Etymology and historical roots
The word "Dabbawala" in Marathi when literally translated, means "one who carries a box". "Dabba" means a box (usually a cylindrical tin or aluminium container), while "wala" is a suffix, denoting a doer of the preceding word[1]. The closest meaning of the Dabbawala in English would be the "lunch box delivery man". Though this profession seems to be simple, it is actually a highly specialized service in Mumbai which is over a century old and has become integral to the cultural life of this city.
The concept of the dabbawala originated when India was under British rule. Many British people who came to the colony did not like the local food, so a service was set up to bring lunch to these people in their workplace straight from their home. Nowadays, although Indian business men are the main customers for the dabbawalas, increasingly affluent families employ them instead for lunch delivery to their school-aged children. Even though the services provided might include cooking, it primarily consists of only delivery either home-made or in that latter case, food ordered from a restaurant.
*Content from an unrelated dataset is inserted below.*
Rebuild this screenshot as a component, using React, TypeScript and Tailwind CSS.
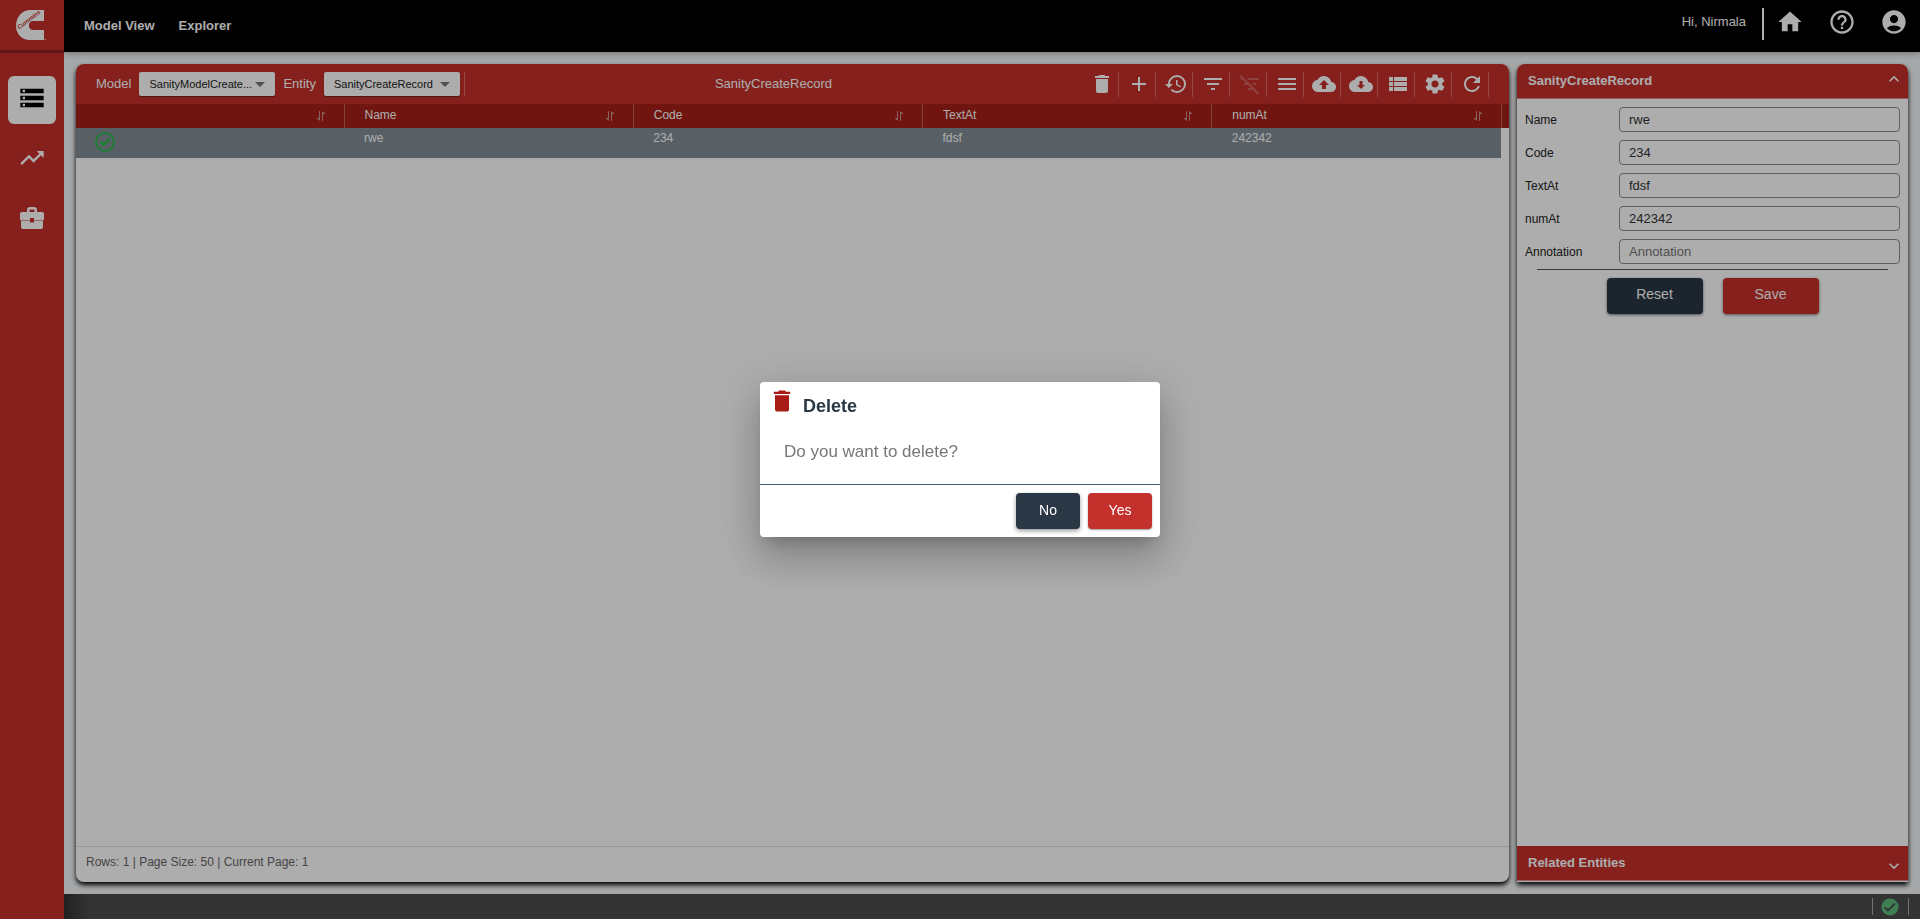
import React from "react";
import {
  MdDelete, MdAdd, MdHistory, MdFilterList, MdFilterListOff, MdMenu, MdBackup, MdViewList,
  MdSettings, MdRefresh, MdStorage, MdTrendingUp, MdHome, MdHelpOutline, MdAccountCircle,
  MdArrowDropDown, MdKeyboardArrowUp, MdKeyboardArrowDown,
} from "react-icons/md";

const tools = [
  { label: "Delete", Icon: MdDelete },
  { label: "Add", Icon: MdAdd },
  { label: "History", Icon: MdHistory },
  { label: "Filter", Icon: MdFilterList },
  { label: "Clear filter", Icon: MdFilterListOff, disabled: true },
  { label: "Menu", Icon: MdMenu },
  { label: "Upload", Icon: MdBackup },
  { label: "Download", Icon: CloudDown },
  { label: "List view", Icon: MdViewList },
  { label: "Settings", Icon: MdSettings },
  { label: "Refresh", Icon: MdRefresh },
];

const fields = [
  { name: "Name", value: "rwe" },
  { name: "Code", value: "234" },
  { name: "TextAt", value: "fdsf" },
  { name: "numAt", value: "242342" },
  { name: "Annotation", value: "" },
];

function CloudDown({ className }: { className?: string }) {
  return (
    <svg viewBox="0 0 24 24" fill="currentColor" className={className}>
      <path fillRule="evenodd" d="M19.35 10.04A7.49 7.49 0 0 0 12 4C9.11 4 6.6 5.64 5.35 8.04A5.994 5.994 0 0 0 0 14c0 3.31 2.69 6 6 6h13c2.76 0 5-2.24 5-5 0-2.64-2.05-4.78-4.65-4.96zM8 13h2.5V9h3v4H16l-4 4-4-4z" />
    </svg>
  );
}

function Logo() {
  return (
    <svg viewBox="0 0 30 30" className="size-[30px] overflow-visible" role="img" aria-label="Cummins">
      <path fill="#fff" d="M28 0v11H17.500a4.500 4.500 0 0 0-4.500 4.300v.4a4.500 4.500 0 0 0 4.500 4.300H28v10H13.500A13.500 14 0 0 1 0 16C0 7 6 0 14 0z" />
      <text x="3" y="19.500" transform="rotate(-37 3 19.500)" fill="#c4302b" className="text-[6px] font-bold italic">Cummins</text>
      <circle cx="29.300" cy="29.300" r=".6" fill="#fff" />
    </svg>
  );
}

function SortIcon() {
  return (
    <svg viewBox="0 0 10 10" className="size-[10px]" fill="none" stroke="#c98f8c" strokeWidth="1">
      <path d="M3.500 0v9.500M1 7.500h2.500M2 8.500h2M6.500 10V.5M6.500 2.500H9M6 1.500h2" />
    </svg>
  );
}

function Picker({ id, label, value }: { id: string; label: string; value: string }) {
  return (
    <div className="flex items-center">
      <label htmlFor={id} className="text-[13px] text-white">{label}</label>
      <div className="relative ml-2 w-[136px]">
        <select id={id} className="block h-6 w-full appearance-none rounded-xs bg-white pr-5 pl-2.5 text-[11px] text-[#222] shadow-[0_1px_1px_#0006]">
          <option>{value}</option>
        </select>
        <MdArrowDropDown className="pointer-events-none absolute top-0 right-[3px] size-6 text-[#777]" />
      </div>
    </div>
  );
}

export default function App() {
  const [open, setOpen] = React.useState(true);
  return (
    <div className="flex h-screen bg-[#f4f7fa] font-['Liberation_Sans',Arial,sans-serif] text-[#2a3744]">
      <aside className="z-10 flex w-16 shrink-0 flex-col bg-[#c4302b] text-white">
        <div className="flex h-[53px] justify-center border-b-3 border-[#8f2320] pt-2.5 pr-0.5"><Logo /></div>
        <nav className="flex flex-col items-center gap-3 pt-[23px]">
          <button aria-label="Models" className="flex size-12 justify-center rounded-md bg-white pt-2 text-black"><MdStorage className="size-7" /></button>
          <button aria-label="Trends" className="flex size-12 justify-center pt-2"><MdTrendingUp className="size-7" /></button>
          <button aria-label="Business" className="flex size-12 justify-center pt-2">
            <svg viewBox="0 0 24 22" className="mt-[3px] h-[22px] w-6" fill="currentColor">
              <path fillRule="evenodd" d="M7 5V3a3 3 0 0 1 3-3h4a3 3 0 0 1 3 3v2h5a2 2 0 0 1 2 2v5a1.500 1.500 0 0 1-1.500 1.500H14V11h-4v2.500H1.500A1.500 1.500 0 0 1 0 12V7a2 2 0 0 1 2-2zm2.500 0h5V3.500a1 1 0 0 0-1-1h-3a1 1 0 0 0-1 1zM1 14h9v1.500h4V14h9v6a2 2 0 0 1-2 2H3a2 2 0 0 1-2-2z" />
            </svg>
          </button>
        </nav>
      </aside>

      <div className="flex min-w-0 flex-1 flex-col">
        <header className="flex h-[52px] shrink-0 justify-between bg-black pr-3 pl-5 text-white shadow-[0_2px_6px_#0004]">
          <nav className="flex items-center gap-6 pb-px text-[13px] font-bold">
            <a href="#model">Model View</a>
            <a href="#explorer">Explorer</a>
          </nav>
          <div className="flex h-11 items-center">
            <span className="mr-4 text-[13px]">Hi, Nirmala</span>
            <span className="mt-1 mr-3 h-8 w-0.5 bg-white" />
            <div className="flex gap-6">
              <button aria-label="Home"><MdHome className="size-7" /></button>
              <button aria-label="Help"><MdHelpOutline className="size-7" /></button>
              <button aria-label="Account"><MdAccountCircle className="size-7" /></button>
            </div>
          </div>
        </header>

        <div className="flex min-h-0 flex-1 gap-2 p-3">
          <main className="flex min-w-0 flex-1 flex-col rounded-lg bg-white shadow-[0_3px_5px_#000]">
            <div className="flex h-10 shrink-0 items-center justify-between rounded-t-lg bg-[#c4302b] px-5">
              <div className="flex items-center gap-2">
                <Picker id="model" label="Model" value="SanityModelCreate..." />
                <Picker id="entity" label="Entity" value="SanityCreateRecord" />
                <span className="-ml-1 h-6 w-px bg-white/30" />
              </div>
              <h1 className="text-[13px] text-white">SanityCreateRecord</h1>
              <div className="flex">
                {tools.map(({ label, Icon, disabled }) => (
                  <button key={label} aria-label={label} disabled={disabled} className="flex h-[25px] items-center border-r border-white/30 pr-1 pl-2 text-white disabled:text-white/25">
                    <Icon className="size-6" />
                  </button>
                ))}
              </div>
            </div>
            <table className="w-full table-fixed border-collapse text-left text-xs">
              <thead>
                <tr className="h-6 bg-[#a51f17] text-white">
                  {["", "Name", "Code", "TextAt", "numAt"].map((c, i) => (
                    <th key={i} className={i === 0 ? "w-[268px] border-r border-white/30 p-0 font-normal" : "border-r border-white/30 p-0 font-normal"}>
                      <div className="flex items-center justify-between pr-[18px] pl-5"><span className="pb-0.5">{c}</span><SortIcon /></div>
                    </th>
                  ))}
                  <th className="w-2 p-0" />
                </tr>
              </thead>
              <tbody>
                <tr className="h-[30px] align-top text-white">
                  {["", "rwe", "234", "fdsf", "242342"].map((c, i) => (
                    <td key={i} className="bg-[#828e96] pt-0.5 pl-5">
                      {i === 0 ? (
                        <svg viewBox="0 0 20 20" className="mt-0.5 -ml-px size-5" fill="none" stroke="#2cb84f">
                          <circle cx="10" cy="10" r="9" strokeWidth="2" />
                          <path d="M5.500 10 8.500 13l6-6" strokeWidth="2.600" />
                        </svg>
                      ) : c}
                    </td>
                  ))}
                  <td className="p-0" />
                </tr>
              </tbody>
            </table>
            <footer className="mt-auto h-9 shrink-0 border-t border-[#ddd] px-2.5 pt-[7px] text-xs text-[#666]">Rows: 1 | Page Size: 50 | Current Page: 1</footer>
          </main>

          <aside className="flex w-[391px] shrink-0 flex-col rounded-t-lg bg-white shadow-[0_3px_5px_#000]">
            <button className="flex h-[35px] shrink-0 items-start justify-between rounded-t-lg border-b border-[#e0908d] bg-[#c4302b] pt-[9px] pr-1 pl-[11px] text-[13px] leading-4 font-bold text-white">
              SanityCreateRecord<MdKeyboardArrowUp className="-mt-1 size-5" />
            </button>
            <form className="flex flex-1 flex-col px-2 pt-2" onSubmit={(e) => e.preventDefault()}>
              <div className="flex flex-col gap-2">
                {fields.map((f) => (
                  <div key={f.name} className="flex items-center">
                    <label htmlFor={f.name} className="w-[94px] text-xs text-[#222]">{f.name}</label>
                    <input id={f.name} defaultValue={f.value} placeholder={f.name} className="h-[25px] min-w-0 flex-1 rounded-sm border border-[#8c8c8c] bg-white px-[9px] text-[13px] text-[#333] placeholder:text-[#777]" />
                  </div>
                ))}
              </div>
              <hr className="mx-3 mt-[5px] border-[#4c5b68]" />
              <div className="mt-2 flex justify-center gap-5">
                <button type="reset" className="h-9 w-24 rounded bg-[#2a3744] pb-1 text-sm text-white shadow-[0_1px_3px_#0008]">Reset</button>
                <button type="submit" className="h-9 w-24 rounded bg-[#c4302b] pb-1 text-sm text-white shadow-[0_1px_3px_#0008]">Save</button>
              </div>
            </form>
            <button className="mb-px flex h-[35px] shrink-0 items-start justify-between border-b border-[#e0908d] bg-[#c4302b] pt-[9px] pr-1 pl-[11px] text-[13px] leading-4 font-bold text-white">
              Related Entities<MdKeyboardArrowDown className="mt-px size-5" />
            </button>
          </aside>
        </div>

        <footer className="flex h-[25px] shrink-0 items-center justify-end bg-[linear-gradient(to_right,#303030,#4c4c4c_24px)] pr-[11px]">
          <div className="flex h-[17px] items-center border-x border-[#aaa] px-2">
            <svg viewBox="0 0 18 18" className="mr-px size-[18px]" role="img" aria-label="Connected">
              <circle cx="9" cy="9" r="8.500" fill="#5cbb7c" />
              <path d="M3.500 9.300 7 12.500l7-7" fill="none" stroke="#4c4c4c" strokeWidth="1.800" />
            </svg>
          </div>
        </footer>
      </div>

      {open && (
        <div className="fixed inset-0 z-20 flex items-center justify-center bg-black/32">
          <div role="dialog" aria-label="Delete" className="flex w-[400px] flex-col rounded bg-white shadow-[0_11px_15px_-7px_#0003,0_24px_38px_3px_#00000024,0_9px_46px_8px_#0000001f]">
            <div className="flex h-[102px] flex-col">
              <div className="flex gap-[7px] px-2 pt-[5px]">
                <MdDelete className="size-7 text-[#a81e17]" />
                <h2 className="mt-[7px] text-lg leading-6 font-bold">Delete</h2>
              </div>
              <p className="mt-[22px] pl-6 text-[17px] leading-6 text-[#777]">Do you want to delete?</p>
            </div>
            <div className="flex justify-end gap-2 border-t border-[#4c5b68] p-2">
              <button onClick={() => setOpen(false)} className="h-9 w-16 rounded bg-[#2a3744] pb-0.5 text-sm text-white shadow-[0_2px_4px_#0006]">No</button>
              <button onClick={() => setOpen(false)} className="h-9 w-16 rounded bg-[#c4302b] pb-0.5 text-sm text-white shadow-[0_1px_2px_#0006]">Yes</button>
            </div>
          </div>
        </div>
      )}
    </div>
  );
}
Background and the delivery chain
At 19,373 persons per km², Mumbai is India's most densely populated city with a huge flow of traffic. Because of this, lengthy commutes to workplaces are common, with many workers traveling by train.
Instead of going home for lunch or paying for a meal in a café, many office workers have a cooked meal sent either from their home, or sometimes from a caterer who delivers it to them as well, essentially cooking and delivering the meal in lunch boxes and then having the lunch boxes collected and re-sent the next day. This is usually done for a monthly fee. The meal is cooked in the morning and sent in lunch boxes carried by dabbawalas, who have a complex association and hierarchy across the city.

A collecting Dabbawala on a bicycle
A collecting dabbawala, usually on bicycle, collects dabbas from homes or from the dabba makers. The dabbas have some sort of distinguishing mark on them, such as a color or symbol. The dabbawala then takes them to a designated sorting place, where he and other collecting dabbawalas sort (and sometimes bundle) the lunch boxes into groups. The grouped boxes are put in the coaches of trains, with markings to identify the destination of the box (usually there is a designated car for the boxes). The markings include the rail station to unload the boxes and the building address where the box has to be delivered.
At each station, boxes are handed over to a local dabbawala, who delivers them. The empty boxes, after lunch, are again collected and sent back to the respective houses.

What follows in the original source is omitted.